My business adviser said to me " You have to decide if what your doing is a business or a hobby"
I have been turning this over in my spirit for weeks now. The truth is, he's right. I have been too afraid to step all the way out on faith and do what I do for money. I do what I do for free. It's as if I don't feel worthy to charge for my talents. It wasn't until my business adviser clearly stated that what I am doing is just a hobby, did I get it.
The time for turning this over in my spirit is over. All the things I want to do I must do them. NOW! The passing of Dr. Maya Angelou caused me to revisit her work, to listen to her talks and to pay attention to what I am doing, has re-energized me. Sure, I've been energized before and somehow I fall back into a pattern of doubt and unworthiness. But the news of Barbara Smith... B.Smith's diagnosis of Alzheimer's stunned me and I immediately thought, I can no longer wait or dream about wanting to make things happen. I gotta move now. I gotta jump high now! Sure, I have this surge of energy. I've started and started and started countlless times... too many to even name.
Yesterday I sat down and actually started writing. And the distractions came swift and hard. And for the first time I could see how I get sucked into shit that has nothing to do with me. I allowed all manner of things to take over my attention. From the biggest to the smallest attention draining things. I had to work hard to stay on task... I was determined.
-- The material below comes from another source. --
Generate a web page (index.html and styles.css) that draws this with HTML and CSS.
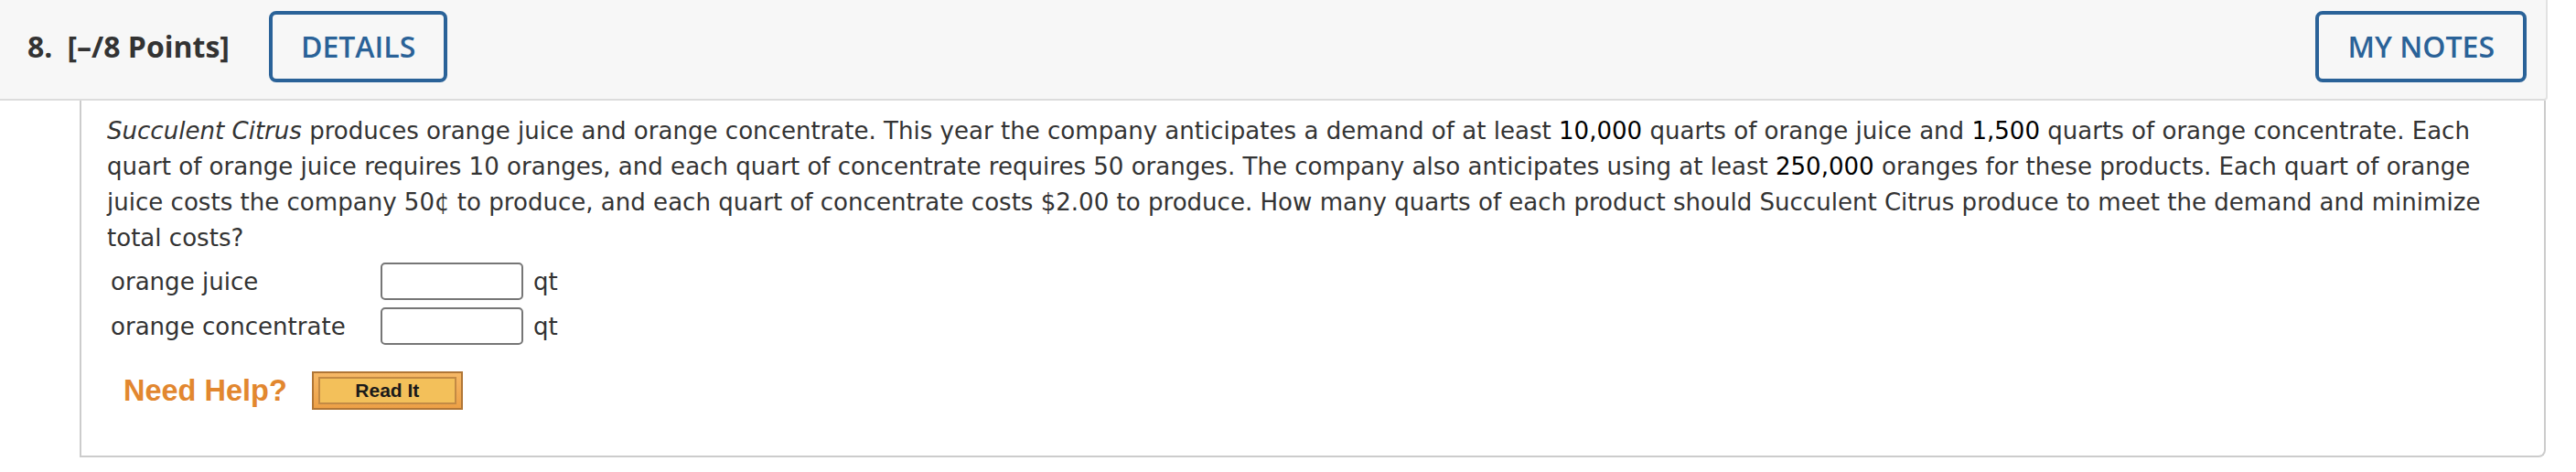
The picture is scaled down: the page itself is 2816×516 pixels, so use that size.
FILE: index.html
```html
<!DOCTYPE html>
<html>
<head>
<meta charset="utf-8">
<link rel="stylesheet" href="styles.css">
</head>
<body>
<div class="question">
  <div class="qhead">
    <div class="qtitle"><span class="qnum">8.</span><span class="qpts">[–/8 Points]</span></div>
    <button class="hbtn details">DETAILS</button>
    <div class="spacer"></div>
    <button class="hbtn notes">MY NOTES</button>
  </div>
  <div class="qbody">
    <p class="qtext"><i>Succulent Citrus</i> produces orange juice and orange concentrate. This year the company anticipates a demand of at least <span class="num">10,000</span> quarts of orange juice and <span class="num">1,500</span> quarts of orange concentrate. Each quart of orange juice requires 10 oranges, and each quart of concentrate requires 50 oranges. The company also anticipates using at least <span class="num">250,000</span> oranges for these products. Each quart of orange juice costs the company 50¢ to produce, and each quart of concentrate costs $2.00 to produce. How many quarts of each product should Succulent Citrus produce to meet the demand and minimize total costs?</p>
    <div class="answers">
      <div class="arow"><span class="alabel">orange juice</span><span class="abox"></span><span class="aunit">qt</span></div>
      <div class="arow"><span class="alabel">orange concentrate</span><span class="abox"></span><span class="aunit">qt</span></div>
    </div>
    <div class="help">
      <span class="helptext">Need Help?</span>
      <span class="readit"><span class="readit-inner">Read It</span></span>
    </div>
  </div>
</div>
</body>
</html>
```
FILE: styles.css
```css
html, body {
  margin: 0;
  padding: 0;
  background: #ffffff;
}
.question {
  width: 2785px;
}
.qhead {
  display: flex;
  align-items: flex-start;
  height: 108px;
  box-sizing: content-box;
  background: #f7f7f7;
  border-bottom: 2px solid #dcdcdc;
  border-right: 2px solid #e2e2e2;
  border-bottom-right-radius: 4px;
  padding: 0 19px 0 30px;
}
.qtitle {
  font-family: "Open Sans", sans-serif;
  font-weight: 700;
  font-size: 32px;
  color: #333333;
  margin-top: 29px;
  line-height: 44px;
  display: flex;
  gap: 16px;
}
.hbtn {
  font-family: "Open Sans", sans-serif;
  font-weight: 600;
  font-size: 32px;
  color: #2a6298;
  background: #f7f7f7;
  border: 4px solid #2a6298;
  border-radius: 8px;
  height: 78px;
  margin-top: 12px;
  padding: 0 31px;
  line-height: 1;
}
.details {
  margin-left: 43px;
}
.notes {
  margin-right: 2px;
}
.spacer {
  flex: 1;
}
.qbody {
  margin-left: 87px;
  width: 2696px;
  height: 390px;
  box-sizing: border-box;
  border: 2px solid #cccccc;
  border-top: none;
  border-bottom-right-radius: 8px;
  padding: 14px 20px 0 28px;
  font-family: "DejaVu Sans", Verdana, sans-serif;
  font-size: 26.05px;
  color: #333333;
}
.qtext {
  margin: 0;
  line-height: 39px;
}
.num {
  color: #000000;
}
.answers {
  display: flex;
  flex-direction: column;
  gap: 8px;
  margin-top: 7px;
}
.arow {
  display: flex;
  align-items: center;
  height: 41px;
}
.alabel {
  width: 295px;
  padding-left: 4px;
}
.abox {
  width: 152px;
  height: 37px;
  border: 2px solid #767676;
  border-radius: 5px;
  background: #ffffff;
}
.aunit {
  margin-left: 11px;
}
.help {
  display: flex;
  align-items: center;
  gap: 27px;
  margin-top: 29px;
  padding-left: 18px;
  height: 42px;
}
.helptext {
  font-family: "Liberation Sans", Arial, sans-serif;
  font-weight: 700;
  font-size: 32.5px;
  color: #e2872f;
}
.readit {
  display: flex;
  box-sizing: border-box;
  width: 165px;
  height: 42px;
  padding: 4px 5px;
  background: linear-gradient(#f6b866, #eda046);
  border: 2px solid #b07636;
}
.readit-inner {
  flex: 1;
  display: flex;
  align-items: center;
  justify-content: center;
  background: #f3c05a;
  border: 2px solid #c38a44;
  font-family: "Liberation Sans", Arial, sans-serif;
  font-weight: 700;
  font-size: 21px;
  color: #1a1a1a;
}
```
For the first time I put real value on what I was doing. I didn't just see it as some indulgence or whim. I pushed myself to stay with it.
It is that kind of commitment I have to have. I have to value what I am doing above all others in the time that I give it. That is the lesson God has been guiding me to see. I am the priority... not in Me-Me-Me kind of way, but in how-I-cultivate-and-share-my-talents kind of way. If I am a writer, I must make time to write and the time I make to write has to be respected. If I am an artist, I must create and respect the time to create art. If I am a spiritual director, I must make time for prayer and spiritual direction. Whatever I say I want I have to make time to have it. This is what minding my business means.
This means truly leaving the poppy fields (code for all the things that keep me from my calling)
This is clear to me... I can build my business with a sense of yes, I can. And hold this in respect and reverence. I know this to be divine work. And I no longer can treat it as something other than my true calling.
I work for someone. I want to work for myself. I want to do the work I am called to do. I want financial freedom created out of my own hands.